TYPICAL Australian beef processors are back in positive margin territory on some cattle after two horror years caused by extreme livestock supply shortage following drought.
This week’s positive trading results are being seen principally in grassfed steer and cow, with grainfed still described as ‘well negative’ due to the lag-factor caused by high feeder procurement costs back in December-January.
As Beef Central has reported throughout the first quarter, both slaughter cattle and feeder/young cattle prices have been in retreat since December, now starting to have a significant bearing on processor profitability.
One large multi-site, multi-state beef processor told Beef Central this morning that slaughter cows (currently being bought for processing in southern Queensland around 520-530c/kg carcase weight) were now around $40-$50 a head positive in his business, and grass export steers a little less than that.
In his company’s case it had made weekly net profit across its overall beef operations for the first time since 2021, only a few weeks ago.
However his company did not expect to see profit on grainfed cattle return until the end of May or early June, due to the lag-factor.
While simple logic would say ‘feed less grainfeds until the market conditions improve,’ that is largely impossible for large supply chains that have supply contracts locked in with very large international grainfed customers, and rely on a grainfed component to underpin daily plant throughput.
While MLA’s US imported 90CL price is currently three weeks out of date (last report published 24 March, at A849.7c/kg CIF), the US imported manufacturing beef market has fallen away a little in April, Beef Central understands.
However before that, 90CL imported grinding beef prices rose about A120c/kg over the first quarter, contributing to the improved trading terms currently being reported on Australian cow beef.
Cows that Queensland processors are currently paying 520c/kg for were still worth 580-590c/kg back in mid-January, before supply started to lift. That’s worth around $220 a head on a typical heavy cow.
Imported trim prices into the US are expected to firm further in coming months, with the ‘Other Country’ quota under which Brazil operates into the US now dangerously close to full. Once the quota is fully spent, Brazil’s only option is to pay full duty to get trim into the US for the rest of the year, which many feel will positively impact pricing out of Australia.
Another factor is the routine annual decline in beef kill in New Zealand over the winter months. And within the US itself, large parts of the Midwest still have not had rain, after their extended drought.
Having said that, some Australian stakeholders are sceptical about the economic conditions in the US, with high inflation and rising unemployment. Political uncertainty is another factor.
Manufacturing beef demand in the US could be influenced this year by the direction the US economy takes, one contact said this morning.
Ep3’s Index tracks trend
Episode 3’s Matt Dalgleish this afternoon published his latest processor profitability index report, reflecting the recent changes reported above.

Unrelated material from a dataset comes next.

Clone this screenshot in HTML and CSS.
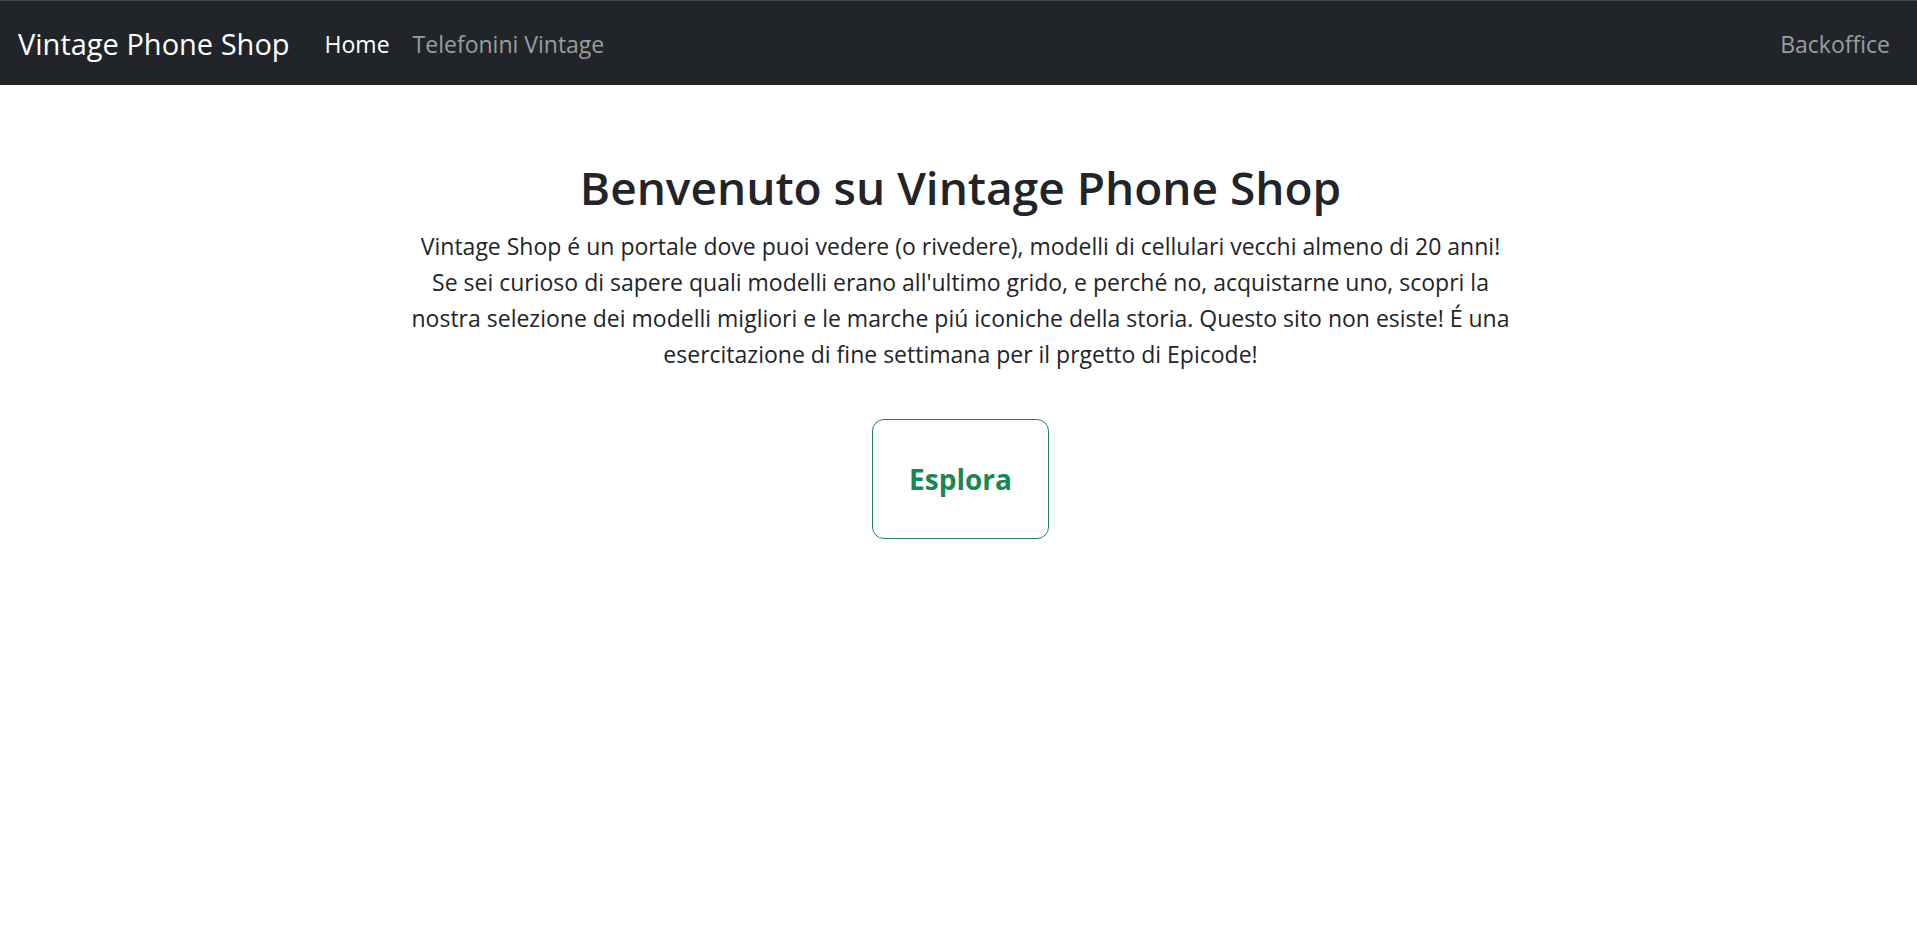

Note that Ep3 no longer publishes results as outright figures, but has developed an index model to track movement (see explanation at base of page).
In mid-February Ep3 published its first Beef Processor Profitability Index (BPPI) which showed that while the indicator in January was still in the negatives at a measure of -0.26 (later revised to -0.19, as more data came to light), the situation for Aussie beef processors was improving.
Falling domestic cattle prices and relatively strong beef export pricing offshore had continued to favour local beef processing operations over the first quarter of 2023, Mr Dalgleish said.
February 2023 saw the BPPI improve again to -0.08 and March saw the profitability index move back into the positives for the first time since early 2020 (see graph).
The BPPI for March 2023 sits at +0.27 – its highest level since January 2020.
On a seasonal basis (see second graph above) the BPPI has moved above the average seasonal trend as the long term March average, according to the average seasonal pattern is an indicator of 0.07.
Historically, according to the average pattern, beef processing margins improve slightly as the industry heads toward May before times get a little tougher during winter with margins often narrowing to their seasonal lows, Mr Dalgleish said.
“So there may be more hiccups yet for beef processing before the year is through,” he said.
Why has Ep3 moved to a processing profitability Index?
Episode 3 has produced a theoretical beef processor margin model, results from which can be traced back more than 20 years. When using an outright profit/loss figure, Ep3 (like Beef Central) regularly received feedback from stakeholders ‘hung up on the absolute dollar per head figure’, rather than focusing on the trend in profitability, which is the exercise’s primary purpose.
In order to overcome this issue, Ep3 recently transitioned the model to calculate beef processor profitability as an index rather than an average dollar per head figure. The monthly trend in the Beef Processor Profitability Index (BPPI) since 2000 demonstrates that the final quarter of 2022 saw an improved trading environment for Australian beef processors as the domestic cattle prices eased, while beef export values managed to hold ground, or in some export destinations beef values increased.
That trend only intensified in April 2023, with a return into the positive side of index territory.
I am offended that they think we are so dumb as to believe that the proccessors can trade for that long in negitive
Yes Garry absolutely correct for a start a lot more of an animal is saleable due to niche markets than what was just 5 years ago. This fallacy of continually losesing money whilst simultaneously expanding pastoral/feedlot/processing operations doesn’t add up.